WHAT IS NEEDED: Output the lines below exactly, please, from the first line until the line with "number; y: number;", counting both.

++++++++++++++++++++

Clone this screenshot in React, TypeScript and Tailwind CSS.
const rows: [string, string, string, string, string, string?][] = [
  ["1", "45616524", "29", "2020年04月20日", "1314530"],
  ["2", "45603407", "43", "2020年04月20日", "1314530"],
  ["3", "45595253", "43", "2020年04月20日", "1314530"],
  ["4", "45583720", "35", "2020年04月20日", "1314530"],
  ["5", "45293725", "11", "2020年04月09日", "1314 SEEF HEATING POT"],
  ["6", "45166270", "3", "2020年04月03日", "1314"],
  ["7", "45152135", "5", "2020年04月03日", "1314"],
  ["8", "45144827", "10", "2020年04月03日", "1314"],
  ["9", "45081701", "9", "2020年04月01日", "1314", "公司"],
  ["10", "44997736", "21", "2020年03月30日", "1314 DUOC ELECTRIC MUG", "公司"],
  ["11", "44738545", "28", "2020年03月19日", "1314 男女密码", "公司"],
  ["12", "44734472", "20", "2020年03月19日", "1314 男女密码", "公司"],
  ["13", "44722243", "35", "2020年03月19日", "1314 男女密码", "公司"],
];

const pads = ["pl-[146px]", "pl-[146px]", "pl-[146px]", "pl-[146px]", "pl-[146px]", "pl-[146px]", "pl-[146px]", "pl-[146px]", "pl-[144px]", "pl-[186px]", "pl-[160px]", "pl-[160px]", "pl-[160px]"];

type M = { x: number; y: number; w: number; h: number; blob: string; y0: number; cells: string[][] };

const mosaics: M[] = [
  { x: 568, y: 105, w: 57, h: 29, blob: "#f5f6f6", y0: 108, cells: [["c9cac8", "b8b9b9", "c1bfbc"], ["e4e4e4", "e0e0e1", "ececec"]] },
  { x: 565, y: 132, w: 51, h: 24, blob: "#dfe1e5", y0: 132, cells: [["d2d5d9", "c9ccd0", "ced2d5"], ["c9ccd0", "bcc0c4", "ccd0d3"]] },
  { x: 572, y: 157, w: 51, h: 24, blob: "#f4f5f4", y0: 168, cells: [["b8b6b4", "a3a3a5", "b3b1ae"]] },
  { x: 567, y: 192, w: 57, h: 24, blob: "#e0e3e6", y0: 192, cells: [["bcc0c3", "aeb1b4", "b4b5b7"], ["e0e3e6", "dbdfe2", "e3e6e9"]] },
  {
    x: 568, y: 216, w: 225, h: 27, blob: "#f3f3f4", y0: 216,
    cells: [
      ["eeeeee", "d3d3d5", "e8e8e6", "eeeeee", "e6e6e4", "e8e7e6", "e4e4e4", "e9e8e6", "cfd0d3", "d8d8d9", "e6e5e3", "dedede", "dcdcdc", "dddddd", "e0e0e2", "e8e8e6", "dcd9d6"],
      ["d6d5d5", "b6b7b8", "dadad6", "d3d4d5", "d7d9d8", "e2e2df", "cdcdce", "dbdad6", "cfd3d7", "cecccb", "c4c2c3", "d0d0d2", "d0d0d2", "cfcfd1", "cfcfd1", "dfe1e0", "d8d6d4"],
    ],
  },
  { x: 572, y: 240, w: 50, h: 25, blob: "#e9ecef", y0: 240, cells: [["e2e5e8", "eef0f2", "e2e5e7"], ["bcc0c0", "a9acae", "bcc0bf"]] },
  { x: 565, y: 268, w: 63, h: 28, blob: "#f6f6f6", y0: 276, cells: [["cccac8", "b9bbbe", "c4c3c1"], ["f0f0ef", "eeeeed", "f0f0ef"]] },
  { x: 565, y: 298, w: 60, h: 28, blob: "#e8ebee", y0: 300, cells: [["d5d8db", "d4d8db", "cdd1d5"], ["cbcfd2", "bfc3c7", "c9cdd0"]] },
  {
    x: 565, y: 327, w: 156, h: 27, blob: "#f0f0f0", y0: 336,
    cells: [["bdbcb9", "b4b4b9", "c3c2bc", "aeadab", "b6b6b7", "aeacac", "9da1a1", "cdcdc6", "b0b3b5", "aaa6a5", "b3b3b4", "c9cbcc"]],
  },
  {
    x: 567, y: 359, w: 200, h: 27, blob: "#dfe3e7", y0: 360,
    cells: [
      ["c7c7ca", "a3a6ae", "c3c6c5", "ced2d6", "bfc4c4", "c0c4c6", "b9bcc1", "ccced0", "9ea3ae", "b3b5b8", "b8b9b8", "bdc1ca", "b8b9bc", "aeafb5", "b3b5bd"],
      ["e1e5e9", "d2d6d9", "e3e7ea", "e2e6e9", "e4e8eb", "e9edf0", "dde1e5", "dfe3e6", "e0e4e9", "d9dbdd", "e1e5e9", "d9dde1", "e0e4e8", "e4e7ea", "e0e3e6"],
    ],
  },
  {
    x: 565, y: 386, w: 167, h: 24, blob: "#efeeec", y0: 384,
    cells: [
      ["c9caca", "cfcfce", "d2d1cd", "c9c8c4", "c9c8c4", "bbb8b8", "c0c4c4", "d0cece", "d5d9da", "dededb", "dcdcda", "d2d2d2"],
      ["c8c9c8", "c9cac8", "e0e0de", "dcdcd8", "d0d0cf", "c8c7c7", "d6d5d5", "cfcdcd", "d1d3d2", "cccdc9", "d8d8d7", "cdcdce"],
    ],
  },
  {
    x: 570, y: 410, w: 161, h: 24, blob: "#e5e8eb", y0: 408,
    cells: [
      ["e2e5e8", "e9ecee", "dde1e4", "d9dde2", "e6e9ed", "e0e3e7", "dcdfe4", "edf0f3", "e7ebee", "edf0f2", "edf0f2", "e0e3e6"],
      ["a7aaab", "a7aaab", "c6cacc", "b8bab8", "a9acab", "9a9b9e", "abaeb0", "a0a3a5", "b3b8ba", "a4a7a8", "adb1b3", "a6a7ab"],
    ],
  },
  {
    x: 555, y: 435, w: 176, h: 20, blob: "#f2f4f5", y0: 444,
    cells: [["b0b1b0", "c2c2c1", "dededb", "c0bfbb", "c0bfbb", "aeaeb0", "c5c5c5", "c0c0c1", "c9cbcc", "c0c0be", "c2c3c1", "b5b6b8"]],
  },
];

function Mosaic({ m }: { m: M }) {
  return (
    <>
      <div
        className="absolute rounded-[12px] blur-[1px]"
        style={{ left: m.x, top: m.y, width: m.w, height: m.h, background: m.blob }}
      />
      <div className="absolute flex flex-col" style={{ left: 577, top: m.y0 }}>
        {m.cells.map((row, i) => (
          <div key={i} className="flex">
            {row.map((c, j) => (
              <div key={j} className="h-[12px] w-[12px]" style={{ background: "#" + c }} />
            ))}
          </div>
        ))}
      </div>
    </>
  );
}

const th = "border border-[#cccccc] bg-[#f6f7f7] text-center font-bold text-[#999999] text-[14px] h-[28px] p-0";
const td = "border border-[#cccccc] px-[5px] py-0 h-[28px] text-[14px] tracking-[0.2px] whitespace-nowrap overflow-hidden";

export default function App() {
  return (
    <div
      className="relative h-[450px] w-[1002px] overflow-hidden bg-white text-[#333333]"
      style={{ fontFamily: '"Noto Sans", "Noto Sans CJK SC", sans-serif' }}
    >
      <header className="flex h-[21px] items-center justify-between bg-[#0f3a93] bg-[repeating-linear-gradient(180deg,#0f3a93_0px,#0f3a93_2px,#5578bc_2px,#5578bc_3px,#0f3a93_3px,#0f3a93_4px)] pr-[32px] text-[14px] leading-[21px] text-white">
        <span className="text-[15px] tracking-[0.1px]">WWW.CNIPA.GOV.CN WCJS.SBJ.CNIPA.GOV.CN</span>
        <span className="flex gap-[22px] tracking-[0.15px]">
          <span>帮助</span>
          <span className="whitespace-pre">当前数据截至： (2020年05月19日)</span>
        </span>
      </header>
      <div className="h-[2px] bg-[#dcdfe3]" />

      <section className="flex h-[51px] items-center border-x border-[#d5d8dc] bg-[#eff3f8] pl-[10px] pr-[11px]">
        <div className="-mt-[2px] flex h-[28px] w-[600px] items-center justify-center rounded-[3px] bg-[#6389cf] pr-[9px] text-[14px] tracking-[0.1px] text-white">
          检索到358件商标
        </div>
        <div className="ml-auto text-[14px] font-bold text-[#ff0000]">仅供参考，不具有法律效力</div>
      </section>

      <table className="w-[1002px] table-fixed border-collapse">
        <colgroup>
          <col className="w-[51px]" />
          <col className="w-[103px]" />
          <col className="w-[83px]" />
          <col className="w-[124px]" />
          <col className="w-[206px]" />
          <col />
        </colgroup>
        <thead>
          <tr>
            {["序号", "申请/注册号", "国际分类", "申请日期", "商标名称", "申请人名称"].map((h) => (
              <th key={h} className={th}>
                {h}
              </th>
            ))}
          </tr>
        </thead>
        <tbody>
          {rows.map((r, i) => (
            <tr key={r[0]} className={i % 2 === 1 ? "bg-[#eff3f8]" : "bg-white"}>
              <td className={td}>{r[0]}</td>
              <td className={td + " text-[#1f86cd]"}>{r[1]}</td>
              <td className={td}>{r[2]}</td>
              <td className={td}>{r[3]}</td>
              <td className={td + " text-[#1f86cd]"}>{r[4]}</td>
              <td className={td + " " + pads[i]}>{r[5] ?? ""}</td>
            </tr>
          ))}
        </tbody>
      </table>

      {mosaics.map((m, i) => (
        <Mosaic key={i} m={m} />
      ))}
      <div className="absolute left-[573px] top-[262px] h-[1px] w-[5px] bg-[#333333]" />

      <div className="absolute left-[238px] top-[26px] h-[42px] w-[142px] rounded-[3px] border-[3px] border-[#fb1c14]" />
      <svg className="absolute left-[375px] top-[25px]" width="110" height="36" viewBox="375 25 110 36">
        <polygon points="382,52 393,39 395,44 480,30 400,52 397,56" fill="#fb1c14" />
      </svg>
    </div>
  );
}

++++++++++++++++++++

COMPLETED EXERCISE:
Clone this screenshot in React, TypeScript and Tailwind CSS.
const rows: [string, string, string, string, string, string?][] = [
  ["1", "45616524", "29", "2020年04月20日", "1314530"],
  ["2", "45603407", "43", "2020年04月20日", "1314530"],
  ["3", "45595253", "43", "2020年04月20日", "1314530"],
  ["4", "45583720", "35", "2020年04月20日", "1314530"],
  ["5", "45293725", "11", "2020年04月09日", "1314 SEEF HEATING POT"],
  ["6", "45166270", "3", "2020年04月03日", "1314"],
  ["7", "45152135", "5", "2020年04月03日", "1314"],
  ["8", "45144827", "10", "2020年04月03日", "1314"],
  ["9", "45081701", "9", "2020年04月01日", "1314", "公司"],
  ["10", "44997736", "21", "2020年03月30日", "1314 DUOC ELECTRIC MUG", "公司"],
  ["11", "44738545", "28", "2020年03月19日", "1314 男女密码", "公司"],
  ["12", "44734472", "20", "2020年03月19日", "1314 男女密码", "公司"],
  ["13", "44722243", "35", "2020年03月19日", "1314 男女密码", "公司"],
];

const pads = ["pl-[146px]", "pl-[146px]", "pl-[146px]", "pl-[146px]", "pl-[146px]", "pl-[146px]", "pl-[146px]", "pl-[146px]", "pl-[144px]", "pl-[186px]", "pl-[160px]", "pl-[160px]", "pl-[160px]"];

type M = { x: number; y: number; w: number; h: number; blob: string; y0: number; cells: string[][] };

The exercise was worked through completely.